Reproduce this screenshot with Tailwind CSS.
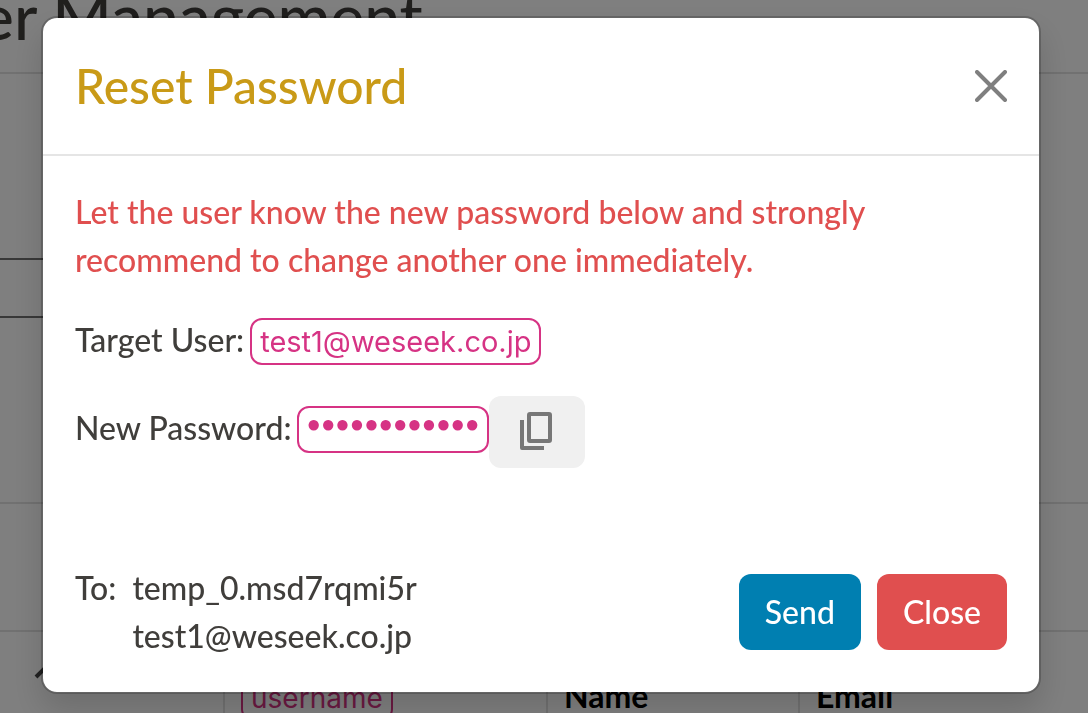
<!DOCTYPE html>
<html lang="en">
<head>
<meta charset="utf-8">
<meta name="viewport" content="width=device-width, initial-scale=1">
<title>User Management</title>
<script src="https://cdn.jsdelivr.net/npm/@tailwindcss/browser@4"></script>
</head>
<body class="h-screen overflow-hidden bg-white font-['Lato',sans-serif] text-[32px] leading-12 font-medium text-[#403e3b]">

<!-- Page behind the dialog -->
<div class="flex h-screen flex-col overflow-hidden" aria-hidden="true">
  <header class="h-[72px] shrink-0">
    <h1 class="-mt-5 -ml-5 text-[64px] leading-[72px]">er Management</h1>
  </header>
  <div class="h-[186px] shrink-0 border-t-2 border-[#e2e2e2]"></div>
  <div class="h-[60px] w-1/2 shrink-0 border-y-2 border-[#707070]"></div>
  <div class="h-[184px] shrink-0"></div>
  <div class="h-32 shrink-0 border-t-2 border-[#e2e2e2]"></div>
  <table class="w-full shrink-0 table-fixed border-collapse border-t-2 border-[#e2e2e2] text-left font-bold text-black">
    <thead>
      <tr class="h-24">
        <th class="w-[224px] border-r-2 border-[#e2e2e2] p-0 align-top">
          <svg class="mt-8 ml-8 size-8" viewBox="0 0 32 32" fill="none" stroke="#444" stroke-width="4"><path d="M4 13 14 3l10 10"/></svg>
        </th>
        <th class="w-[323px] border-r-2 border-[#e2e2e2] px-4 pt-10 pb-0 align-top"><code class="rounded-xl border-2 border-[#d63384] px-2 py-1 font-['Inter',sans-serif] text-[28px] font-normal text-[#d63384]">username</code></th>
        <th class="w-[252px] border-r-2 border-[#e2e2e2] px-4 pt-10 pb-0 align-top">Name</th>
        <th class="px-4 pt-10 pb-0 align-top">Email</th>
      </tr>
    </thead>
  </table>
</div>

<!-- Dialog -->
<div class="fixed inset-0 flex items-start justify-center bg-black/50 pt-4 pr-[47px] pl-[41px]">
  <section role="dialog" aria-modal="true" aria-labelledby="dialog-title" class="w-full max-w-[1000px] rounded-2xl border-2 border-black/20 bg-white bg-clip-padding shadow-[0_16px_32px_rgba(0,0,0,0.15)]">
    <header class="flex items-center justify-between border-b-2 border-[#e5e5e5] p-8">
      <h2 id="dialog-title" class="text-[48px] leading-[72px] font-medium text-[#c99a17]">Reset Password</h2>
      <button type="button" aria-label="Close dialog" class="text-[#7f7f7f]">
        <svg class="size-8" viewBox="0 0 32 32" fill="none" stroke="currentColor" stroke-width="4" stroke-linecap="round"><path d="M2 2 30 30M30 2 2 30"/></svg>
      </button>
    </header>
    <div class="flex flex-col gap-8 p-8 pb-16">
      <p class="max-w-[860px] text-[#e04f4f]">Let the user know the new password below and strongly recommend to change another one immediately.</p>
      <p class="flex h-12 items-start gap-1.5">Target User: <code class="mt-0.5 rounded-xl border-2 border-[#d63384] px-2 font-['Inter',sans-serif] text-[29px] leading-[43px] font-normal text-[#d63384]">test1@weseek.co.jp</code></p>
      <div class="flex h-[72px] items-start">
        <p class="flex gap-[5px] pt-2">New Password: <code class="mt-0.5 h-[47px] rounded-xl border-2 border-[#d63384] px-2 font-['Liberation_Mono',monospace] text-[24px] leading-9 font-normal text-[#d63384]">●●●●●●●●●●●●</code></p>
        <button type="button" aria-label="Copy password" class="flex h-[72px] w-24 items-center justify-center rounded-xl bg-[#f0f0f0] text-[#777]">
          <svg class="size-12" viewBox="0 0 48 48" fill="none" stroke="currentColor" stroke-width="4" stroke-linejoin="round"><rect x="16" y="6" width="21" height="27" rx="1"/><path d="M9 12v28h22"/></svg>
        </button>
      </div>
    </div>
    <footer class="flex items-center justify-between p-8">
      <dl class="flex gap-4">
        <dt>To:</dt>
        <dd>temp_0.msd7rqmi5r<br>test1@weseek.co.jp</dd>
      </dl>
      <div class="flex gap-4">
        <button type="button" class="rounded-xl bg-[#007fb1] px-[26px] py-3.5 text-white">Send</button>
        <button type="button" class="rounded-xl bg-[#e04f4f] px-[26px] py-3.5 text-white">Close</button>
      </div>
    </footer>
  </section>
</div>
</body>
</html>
****
_Given problem_
Keep every word of the data as it is when you write it out, but drop the pictures.

_Response to the exercise_
Reproduce this screenshot with Tailwind CSS.
<!DOCTYPE html>
<html lang="en">
<head>
<meta charset="utf-8">
<meta name="viewport" content="width=device-width, initial-scale=1">
<title>User Management</title>
<script src="https://cdn.jsdelivr.net/npm/@tailwindcss/browser@4"></script>
</head>
<body class="h-screen overflow-hidden bg-white font-['Lato',sans-serif] text-[32px] leading-12 font-medium text-[#403e3b]">

<!-- Page behind the dialog -->
<div class="flex h-screen flex-col overflow-hidden" aria-hidden="true">
  <header class="h-[72px] shrink-0">
    <h1 class="-mt-5 -ml-5 text-[64px] leading-[72px]">er Management</h1>
  </header>
  <div class="h-[186px] shrink-0 border-t-2 border-[#e2e2e2]"></div>
  <div class="h-[60px] w-1/2 shrink-0 border-y-2 border-[#707070]"></div>
  <div class="h-[184px] shrink-0"></div>
  <div class="h-32 shrink-0 border-t-2 border-[#e2e2e2]"></div>
  <table class="w-full shrink-0 table-fixed border-collapse border-t-2 border-[#e2e2e2] text-left font-bold text-black">
    <thead>
      <tr class="h-24">
        <th class="w-[224px] border-r-2 border-[#e2e2e2] p-0 align-top">
          <svg class="mt-8 ml-8 size-8" viewBox="0 0 32 32" fill="none" stroke="#444" stroke-width="4"><path d="M4 13 14 3l10 10"/></svg>
        </th>
        <th class="w-[323px] border-r-2 border-[#e2e2e2] px-4 pt-10 pb-0 align-top"><code class="rounded-xl border-2 border-[#d63384] px-2 py-1 font-['Inter',sans-serif] text-[28px] font-normal text-[#d63384]">username</code></th>
        <th class="w-[252px] border-r-2 border-[#e2e2e2] px-4 pt-10 pb-0 align-top">Name</th>
        <th class="px-4 pt-10 pb-0 align-top">Email</th>
      </tr>
    </thead>
  </table>
</div>

<!-- Dialog -->
<div class="fixed inset-0 flex items-start justify-center bg-black/50 pt-4 pr-[47px] pl-[41px]">
  <section role="dialog" aria-modal="true" aria-labelledby="dialog-title" class="w-full max-w-[1000px] rounded-2xl border-2 border-black/20 bg-white bg-clip-padding shadow-[0_16px_32px_rgba(0,0,0,0.15)]">
    <header class="flex items-center justify-between border-b-2 border-[#e5e5e5] p-8">
      <h2 id="dialog-title" class="text-[48px] leading-[72px] font-medium text-[#c99a17]">Reset Password</h2>
      <button type="button" aria-label="Close dialog" class="text-[#7f7f7f]">
        <svg class="size-8" viewBox="0 0 32 32" fill="none" stroke="currentColor" stroke-width="4" stroke-linecap="round"><path d="M2 2 30 30M30 2 2 30"/></svg>
      </button>
    </header>
    <div class="flex flex-col gap-8 p-8 pb-16">
      <p class="max-w-[860px] text-[#e04f4f]">Let the user know the new password below and strongly recommend to change another one immediately.</p>
      <p class="flex h-12 items-start gap-1.5">Target User: <code class="mt-0.5 rounded-xl border-2 border-[#d63384] px-2 font-['Inter',sans-serif] text-[29px] leading-[43px] font-normal text-[#d63384]">test1@weseek.co.jp</code></p>
      <div class="flex h-[72px] items-start">
        <p class="flex gap-[5px] pt-2">New Password: <code class="mt-0.5 h-[47px] rounded-xl border-2 border-[#d63384] px-2 font-['Liberation_Mono',monospace] text-[24px] leading-9 font-normal text-[#d63384]">●●●●●●●●●●●●</code></p>
        <button type="button" aria-label="Copy password" class="flex h-[72px] w-24 items-center justify-center rounded-xl bg-[#f0f0f0] text-[#777]">
          <svg class="size-12" viewBox="0 0 48 48" fill="none" stroke="currentColor" stroke-width="4" stroke-linejoin="round"><rect x="16" y="6" width="21" height="27" rx="1"/><path d="M9 12v28h22"/></svg>
        </button>
      </div>
    </div>
    <footer class="flex items-center justify-between p-8">
      <dl class="flex gap-4">
        <dt>To:</dt>
        <dd>temp_0.msd7rqmi5r<br>test1@weseek.co.jp</dd>
      </dl>
      <div class="flex gap-4">
        <button type="button" class="rounded-xl bg-[#007fb1] px-[26px] py-3.5 text-white">Send</button>
        <button type="button" class="rounded-xl bg-[#e04f4f] px-[26px] py-3.5 text-white">Close</button>
      </div>
    </footer>
  </section>
</div>
</body>
</html>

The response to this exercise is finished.